Source data ▸
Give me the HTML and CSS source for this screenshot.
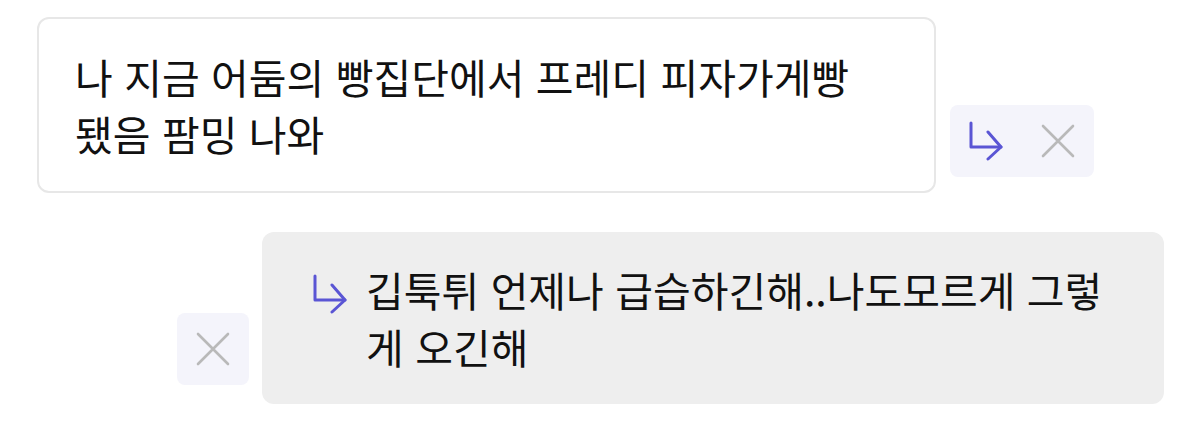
FILE: index.html
```html
<!DOCTYPE html>
<html lang="ko">
<head>
    <meta charset="UTF-8">
    <meta name="viewport" content="width=device-width, initial-scale=1.0">
    <title>답장</title>
    <link rel="stylesheet" href="styles.css">
</head>
<body>
    <div class="chat">
        <div class="row incoming">
            <div class="bubble">나 지금 어둠의 빵집단에서 프레디 피자가게빵 됐음 팜밍 나와</div>
            <div class="actions">
                <button class="icon-btn reply" title="답장">
                    <svg width="36" height="40" viewBox="0 0 36 40" fill="none" stroke="currentColor" stroke-width="3" stroke-linecap="round" stroke-linejoin="round">
                        <path d="M3 2 V26 H33"/>
                        <path d="M20 11 L33 26 L20 38"/>
                    </svg>
                </button>
                <button class="icon-btn close" title="닫기">
                    <svg width="34" height="34" viewBox="0 0 34 34" fill="none" stroke="currentColor" stroke-width="2.6" stroke-linecap="round">
                        <path d="M2 2 L32 32 M32 2 L2 32"/>
                    </svg>
                </button>
            </div>
        </div>

        <div class="row outgoing">
            <div class="actions">
                <button class="icon-btn close" title="닫기">
                    <svg width="34" height="34" viewBox="0 0 34 34" fill="none" stroke="currentColor" stroke-width="2.6" stroke-linecap="round">
                        <path d="M2 2 L32 32 M32 2 L2 32"/>
                    </svg>
                </button>
            </div>
            <div class="bubble quoted">
                <span class="quote-mark">
                    <svg width="36" height="40" viewBox="0 0 36 40" fill="none" stroke="currentColor" stroke-width="3" stroke-linecap="round" stroke-linejoin="round">
                        <path d="M3 2 V26 H33"/>
                        <path d="M20 11 L33 26 L20 38"/>
                    </svg>
                </span>
                <p class="quote-text">깁툭튀 언제나 급습하긴해..나도모르게 그렇게 오긴해</p>
            </div>
        </div>
    </div>
</body>
</html>
```

FILE: styles.css
```css
body {
    margin: 0;
    background: #ffffff;
    font-family: "Noto Sans CJK KR", "Noto Sans", sans-serif;
    color: #111111;
}
.chat {
    display: flex;
    flex-direction: column;
    gap: 39px;
    padding: 17px 36px 0 37px;
}
.row {
    display: flex;
    align-items: flex-end;
}
.incoming {
    gap: 14px;
}
.incoming .actions {
    margin-bottom: 16px;
}
.outgoing {
    justify-content: flex-end;
    gap: 13px;
}
.outgoing .actions {
    margin-bottom: 19px;
}
.bubble {
    box-sizing: border-box;
    width: 899px;
    padding: 29px 50px 29px 36px;
    background: #ffffff;
    border: 2px solid #e7e7e7;
    border-radius: 12px;
    font-size: 41px;
    line-height: 57px;
}
.quoted {
    width: 902px;
    display: flex;
    align-items: flex-start;
    gap: 18px;
    padding: 29px 36px 29px 50px;
    background: #eeeeee;
    border: none;
}
.quote-mark {
    color: #5a55d4;
    display: flex;
    margin-top: 13px;
}
.quote-text {
    margin: 0;
    flex: 1;
}
.actions {
    display: flex;
    background: #f4f4fb;
    border-radius: 8px;
}
.icon-btn {
    width: 72px;
    height: 72px;
    display: flex;
    align-items: center;
    justify-content: center;
    padding: 0;
    border: none;
    background: none;
    cursor: pointer;
}
.reply {
    color: #5a55d4;
}
.close {
    color: #b9b9b9;
}
```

Written request ▸ Quote the material word for word, dropping any images it holds.

Written solution ▸
Give me the HTML and CSS source for this screenshot.
FILE: index.html
```html
<!DOCTYPE html>
<html lang="ko">
<head>
    <meta charset="UTF-8">
    <meta name="viewport" content="width=device-width, initial-scale=1.0">
    <title>답장</title>
    <link rel="stylesheet" href="styles.css">
</head>
<body>
    <div class="chat">
        <div class="row incoming">
            <div class="bubble">나 지금 어둠의 빵집단에서 프레디 피자가게빵 됐음 팜밍 나와</div>
            <div class="actions">
                <button class="icon-btn reply" title="답장">
                    <svg width="36" height="40" viewBox="0 0 36 40" fill="none" stroke="currentColor" stroke-width="3" stroke-linecap="round" stroke-linejoin="round">
                        <path d="M3 2 V26 H33"/>
                        <path d="M20 11 L33 26 L20 38"/>
                    </svg>
                </button>
                <button class="icon-btn close" title="닫기">
                    <svg width="34" height="34" viewBox="0 0 34 34" fill="none" stroke="currentColor" stroke-width="2.6" stroke-linecap="round">
                        <path d="M2 2 L32 32 M32 2 L2 32"/>
                    </svg>
                </button>
            </div>
        </div>

        <div class="row outgoing">
            <div class="actions">
                <button class="icon-btn close" title="닫기">
                    <svg width="34" height="34" viewBox="0 0 34 34" fill="none" stroke="currentColor" stroke-width="2.6" stroke-linecap="round">
                        <path d="M2 2 L32 32 M32 2 L2 32"/>
                    </svg>
                </button>
            </div>
            <div class="bubble quoted">
                <span class="quote-mark">
                    <svg width="36" height="40" viewBox="0 0 36 40" fill="none" stroke="currentColor" stroke-width="3" stroke-linecap="round" stroke-linejoin="round">
                        <path d="M3 2 V26 H33"/>
                        <path d="M20 11 L33 26 L20 38"/>
                    </svg>
                </span>
                <p class="quote-text">깁툭튀 언제나 급습하긴해..나도모르게 그렇게 오긴해</p>
            </div>
        </div>
    </div>
</body>
</html>
```

FILE: styles.css
```css
body {
    margin: 0;
    background: #ffffff;
    font-family: "Noto Sans CJK KR", "Noto Sans", sans-serif;
    color: #111111;
}
.chat {
    display: flex;
    flex-direction: column;
    gap: 39px;
    padding: 17px 36px 0 37px;
}
.row {
    display: flex;
    align-items: flex-end;
}
.incoming {
    gap: 14px;
}
.incoming .actions {
    margin-bottom: 16px;
}
.outgoing {
    justify-content: flex-end;
    gap: 13px;
}
.outgoing .actions {
    margin-bottom: 19px;
}
.bubble {
    box-sizing: border-box;
    width: 899px;
    padding: 29px 50px 29px 36px;
    background: #ffffff;
    border: 2px solid #e7e7e7;
    border-radius: 12px;
    font-size: 41px;
    line-height: 57px;
}
.quoted {
    width: 902px;
    display: flex;
    align-items: flex-start;
    gap: 18px;
    padding: 29px 36px 29px 50px;
    background: #eeeeee;
    border: none;
}
.quote-mark {
    color: #5a55d4;
    display: flex;
    margin-top: 13px;
}
.quote-text {
    margin: 0;
    flex: 1;
}
.actions {
    display: flex;
    background: #f4f4fb;
    border-radius: 8px;
}
.icon-btn {
    width: 72px;
    height: 72px;
    display: flex;
    align-items: center;
    justify-content: center;
    padding: 0;
    border: none;
    background: none;
    cursor: pointer;
}
.reply {
    color: #5a55d4;
}
.close {
    color: #b9b9b9;
}
```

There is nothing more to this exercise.